[SHORT PROBLEM]
Copy the data that follows, character for character, minus the pictures.

[BEGIN MATERIAL PROVIDED]

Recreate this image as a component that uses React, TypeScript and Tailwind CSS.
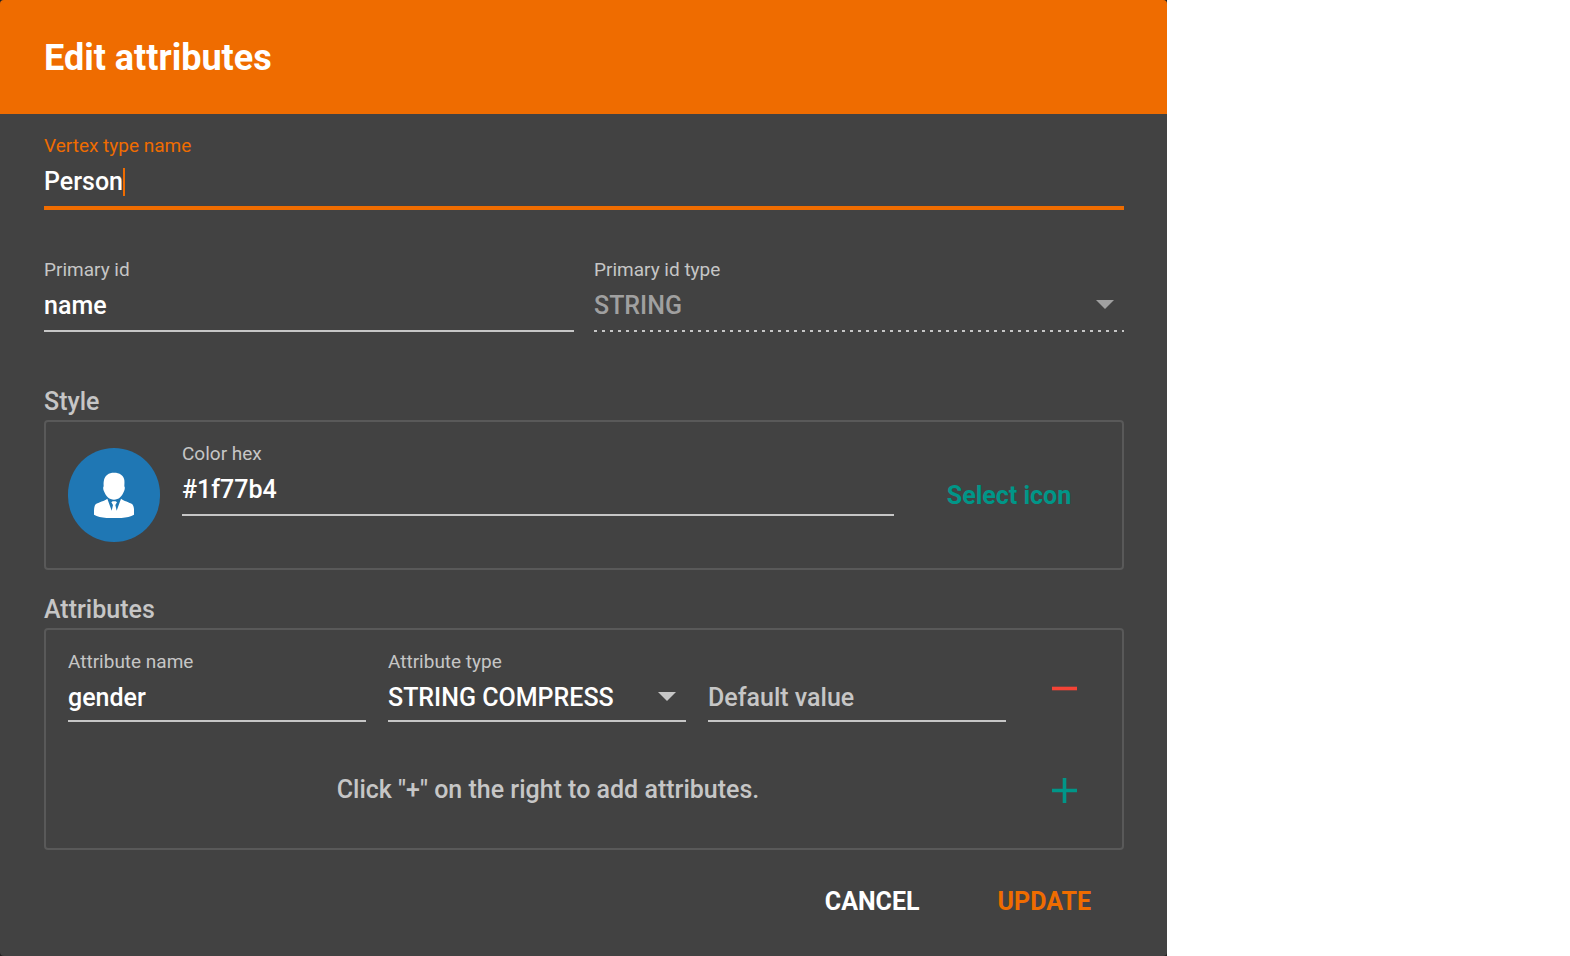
import { useState } from "react";
import type { ReactNode } from "react";

const control =
  "block w-full rounded-none border-0 bg-transparent p-0 text-[25px] leading-8 font-medium text-white outline-none appearance-none placeholder:text-[#c6c6c6] placeholder:opacity-100 disabled:text-[#a0a0a0] disabled:opacity-100";

type FieldProps = {
  id: string;
  label: string;
  labelClass?: string;
  line?: string;
  height?: string;
  children: ReactNode;
};

function Field({ id, label, labelClass = "text-[#c6c6c6]", line = "border-b-2 border-[#c6c6c6]", height = "h-[50px]", children }: FieldProps) {
  return (
    <div className="min-w-0">
      <label htmlFor={id} className={`block h-6 text-[19px] leading-6 font-normal ${labelClass}`}>
        {label}
      </label>
      <div className={`relative pt-2 ${height} ${line}`}>{children}</div>
    </div>
  );
}

function Arrow({ className }: { className: string }) {
  return (
    <svg className={`pointer-events-none absolute top-[18px] right-2.5 h-[9px] w-[18px] ${className}`} viewBox="0 0 18 9" fill="currentColor" aria-hidden="true">
      <path d="M0 0h18L9 9z" />
    </svg>
  );
}

function PersonIcon() {
  return (
    <svg className="h-[46px] w-10" viewBox="0 0 120 138" fill="#fff" aria-hidden="true">
      <path d="M60 2C77 2 89 10 91 24C92 32 91 38 91 43C94 46 92 56 89 60C84 73 74 83 60 83C46 83 36 73 31 60C28 56 26 46 29 43C29 38 28 32 30 24C33 10 44 2 60 2Z" />
      <path d="M40 80L53 116L57 99L52 91L56 88H65L69 91L64 99L68 116L81 80C88 87 107 90 115 97C121 104 121 120 120 128C106 136 84 139 60 139C36 139 14 136 0 128C0 120-1 104 5 97C13 90 33 87 40 80Z" />
    </svg>
  );
}

export default function App() {
  const [name, setName] = useState("Person");
  return (
    <main className="min-h-screen bg-white font-['Roboto',sans-serif] text-[25px] leading-8 font-medium">
      <div className="w-full max-w-[1167px] bg-[#212121]">
        <form
          className="flex min-h-screen flex-col overflow-hidden rounded-sm bg-[#424242]"
          onSubmit={(e) => e.preventDefault()}
        >
          <header className="bg-[#ef6c00] px-11 pt-[34px] pb-8">
            <h1 className="text-[36px] leading-[48px] font-bold text-white">Edit attributes</h1>
          </header>

          <div className="pt-5 pr-[43px] pl-11">
            <Field id="vertex" label="Vertex type name" labelClass="text-[#ef6c00]" line="border-b-4 border-[#ef6c00]" height="h-[52px]">
              <input id="vertex" className={`${control} caret-transparent`} value={name} onChange={(e) => setName(e.target.value)} />
              <span className="pointer-events-none absolute top-2.5 left-0 flex h-7" aria-hidden="true">
                <span className="invisible">{name}</span>
                <span className="h-7 w-0.5 bg-[#ef6c00]" />
              </span>
            </Field>

            <div className="mt-12 grid grid-cols-2 gap-5">
              <Field id="pid" label="Primary id">
                <input id="pid" className={control} defaultValue="name" />
              </Field>
              <Field
                id="pidtype"
                label="Primary id type"
                line="bg-[repeating-linear-gradient(to_right,#c6c6c6_0_3px,transparent_3px_8px)] bg-[length:100%_2px] bg-bottom bg-no-repeat"
              >
                <select id="pidtype" className={control} disabled>
                  <option>STRING</option>
                </select>
                <Arrow className="text-[#a0a0a0]" />
              </Field>
            </div>

            <h2 className="mt-[54px] text-[#c6c6c6]">Style</h2>
            <section className="mt-0.5 flex h-[150px] items-start rounded-sm border-2 border-[#595959] px-[22px] pt-5">
              <div className="mt-1.5 flex h-[94px] w-[92px] shrink-0 items-center justify-center rounded-full bg-[#1f77b4]">
                <PersonIcon />
              </div>
              <div className="ml-[22px] min-w-0 flex-1">
                <Field id="hex" label="Color hex">
                  <input id="hex" className={control} defaultValue="#1f77b4" />
                </Field>
              </div>
              <button type="button" className="mt-[38px] w-[206px] pl-6 font-bold text-[#009688]">
                Select icon
              </button>
            </section>

            <h2 className="mt-6 text-[#c6c6c6]">Attributes</h2>
            <section className="mt-0.5 h-[222px] rounded-sm border-2 border-[#595959] pt-5 pr-[21px] pl-[22px]">
              <div className="grid grid-cols-[1fr_1fr_1fr_73px] gap-x-[22px]">
                <Field id="aname" label="Attribute name" height="h-12">
                  <input id="aname" className={control} defaultValue="gender" />
                </Field>
                <Field id="atype" label="Attribute type" height="h-12">
                  <select id="atype" className={control}>
                    <option>STRING COMPRESS</option>
                  </select>
                  <Arrow className="text-[#c6c6c6]" />
                </Field>
                <div className="pt-6">
                  <div className="h-12 border-b-2 border-[#c6c6c6] pt-2">
                    <input aria-label="Default value" placeholder="Default value" className={control} />
                  </div>
                </div>
                <button type="button" aria-label="Remove attribute" className="flex h-[77px] items-center justify-center text-[#f44336]">
                  <svg className="h-[25px] w-[25px]" viewBox="0 0 25 25" stroke="currentColor" strokeWidth="3.6" aria-hidden="true">
                    <path d="M0 12.5h25" />
                  </svg>
                </button>
              </div>
              <div className="mt-[47px] grid grid-cols-[1fr_73px] items-center">
                <p className="text-center text-[#c6c6c6]">Click "+" on the right to add attributes.</p>
                <button type="button" aria-label="Add attribute" className="flex h-8 items-center justify-center text-[#009688]">
                  <svg className="h-[25px] w-[25px]" viewBox="0 0 25 25" stroke="currentColor" strokeWidth="3.6" aria-hidden="true">
                    <path d="M0 12.5h25M12.5 0v25" />
                  </svg>
                </button>
              </div>
            </section>
          </div>

          <footer className="flex justify-end gap-3.5 pt-9 pr-11 pb-6 pl-11 font-bold">
            <button type="button" className="px-8 text-white">CANCEL</button>
            <button type="submit" className="px-8 text-[#ef6c00]">UPDATE</button>
          </footer>
        </form>
      </div>
    </main>
  );
}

[END MATERIAL PROVIDED]

[OUTPUT OF THE TASK]
Recreate this image as a component that uses React, TypeScript and Tailwind CSS.
import { useState } from "react";
import type { ReactNode } from "react";

const control =
  "block w-full rounded-none border-0 bg-transparent p-0 text-[25px] leading-8 font-medium text-white outline-none appearance-none placeholder:text-[#c6c6c6] placeholder:opacity-100 disabled:text-[#a0a0a0] disabled:opacity-100";

type FieldProps = {
  id: string;
  label: string;
  labelClass?: string;
  line?: string;
  height?: string;
  children: ReactNode;
};

function Field({ id, label, labelClass = "text-[#c6c6c6]", line = "border-b-2 border-[#c6c6c6]", height = "h-[50px]", children }: FieldProps) {
  return (
    <div className="min-w-0">
      <label htmlFor={id} className={`block h-6 text-[19px] leading-6 font-normal ${labelClass}`}>
        {label}
      </label>
      <div className={`relative pt-2 ${height} ${line}`}>{children}</div>
    </div>
  );
}

function Arrow({ className }: { className: string }) {
  return (
    <svg className={`pointer-events-none absolute top-[18px] right-2.5 h-[9px] w-[18px] ${className}`} viewBox="0 0 18 9" fill="currentColor" aria-hidden="true">
      <path d="M0 0h18L9 9z" />
    </svg>
  );
}

function PersonIcon() {
  return (
    <svg className="h-[46px] w-10" viewBox="0 0 120 138" fill="#fff" aria-hidden="true">
      <path d="M60 2C77 2 89 10 91 24C92 32 91 38 91 43C94 46 92 56 89 60C84 73 74 83 60 83C46 83 36 73 31 60C28 56 26 46 29 43C29 38 28 32 30 24C33 10 44 2 60 2Z" />
      <path d="M40 80L53 116L57 99L52 91L56 88H65L69 91L64 99L68 116L81 80C88 87 107 90 115 97C121 104 121 120 120 128C106 136 84 139 60 139C36 139 14 136 0 128C0 120-1 104 5 97C13 90 33 87 40 80Z" />
    </svg>
  );
}

export default function App() {
  const [name, setName] = useState("Person");
  return (
    <main className="min-h-screen bg-white font-['Roboto',sans-serif] text-[25px] leading-8 font-medium">
      <div className="w-full max-w-[1167px] bg-[#212121]">
        <form
          className="flex min-h-screen flex-col overflow-hidden rounded-sm bg-[#424242]"
          onSubmit={(e) => e.preventDefault()}
        >
          <header className="bg-[#ef6c00] px-11 pt-[34px] pb-8">
            <h1 className="text-[36px] leading-[48px] font-bold text-white">Edit attributes</h1>
          </header>

          <div className="pt-5 pr-[43px] pl-11">
            <Field id="vertex" label="Vertex type name" labelClass="text-[#ef6c00]" line="border-b-4 border-[#ef6c00]" height="h-[52px]">
              <input id="vertex" className={`${control} caret-transparent`} value={name} onChange={(e) => setName(e.target.value)} />
              <span className="pointer-events-none absolute top-2.5 left-0 flex h-7" aria-hidden="true">
                <span className="invisible">{name}</span>
                <span className="h-7 w-0.5 bg-[#ef6c00]" />
              </span>
            </Field>

            <div className="mt-12 grid grid-cols-2 gap-5">
              <Field id="pid" label="Primary id">
                <input id="pid" className={control} defaultValue="name" />
              </Field>
              <Field
                id="pidtype"
                label="Primary id type"
                line="bg-[repeating-linear-gradient(to_right,#c6c6c6_0_3px,transparent_3px_8px)] bg-[length:100%_2px] bg-bottom bg-no-repeat"
              >
                <select id="pidtype" className={control} disabled>
                  <option>STRING</option>
                </select>
                <Arrow className="text-[#a0a0a0]" />
              </Field>
            </div>

            <h2 className="mt-[54px] text-[#c6c6c6]">Style</h2>
            <section className="mt-0.5 flex h-[150px] items-start rounded-sm border-2 border-[#595959] px-[22px] pt-5">
              <div className="mt-1.5 flex h-[94px] w-[92px] shrink-0 items-center justify-center rounded-full bg-[#1f77b4]">
                <PersonIcon />
              </div>
              <div className="ml-[22px] min-w-0 flex-1">
                <Field id="hex" label="Color hex">
                  <input id="hex" className={control} defaultValue="#1f77b4" />
                </Field>
              </div>
              <button type="button" className="mt-[38px] w-[206px] pl-6 font-bold text-[#009688]">
                Select icon
              </button>
            </section>

            <h2 className="mt-6 text-[#c6c6c6]">Attributes</h2>
            <section className="mt-0.5 h-[222px] rounded-sm border-2 border-[#595959] pt-5 pr-[21px] pl-[22px]">
              <div className="grid grid-cols-[1fr_1fr_1fr_73px] gap-x-[22px]">
                <Field id="aname" label="Attribute name" height="h-12">
                  <input id="aname" className={control} defaultValue="gender" />
                </Field>
                <Field id="atype" label="Attribute type" height="h-12">
                  <select id="atype" className={control}>
                    <option>STRING COMPRESS</option>
                  </select>
                  <Arrow className="text-[#c6c6c6]" />
                </Field>
                <div className="pt-6">
                  <div className="h-12 border-b-2 border-[#c6c6c6] pt-2">
                    <input aria-label="Default value" placeholder="Default value" className={control} />
                  </div>
                </div>
                <button type="button" aria-label="Remove attribute" className="flex h-[77px] items-center justify-center text-[#f44336]">
                  <svg className="h-[25px] w-[25px]" viewBox="0 0 25 25" stroke="currentColor" strokeWidth="3.6" aria-hidden="true">
                    <path d="M0 12.5h25" />
                  </svg>
                </button>
              </div>
              <div className="mt-[47px] grid grid-cols-[1fr_73px] items-center">
                <p className="text-center text-[#c6c6c6]">Click "+" on the right to add attributes.</p>
                <button type="button" aria-label="Add attribute" className="flex h-8 items-center justify-center text-[#009688]">
                  <svg className="h-[25px] w-[25px]" viewBox="0 0 25 25" stroke="currentColor" strokeWidth="3.6" aria-hidden="true">
                    <path d="M0 12.5h25M12.5 0v25" />
                  </svg>
                </button>
              </div>
            </section>
          </div>

          <footer className="flex justify-end gap-3.5 pt-9 pr-11 pb-6 pl-11 font-bold">
            <button type="button" className="px-8 text-white">CANCEL</button>
            <button type="submit" className="px-8 text-[#ef6c00]">UPDATE</button>
          </footer>
        </form>
      </div>
    </main>
  );
}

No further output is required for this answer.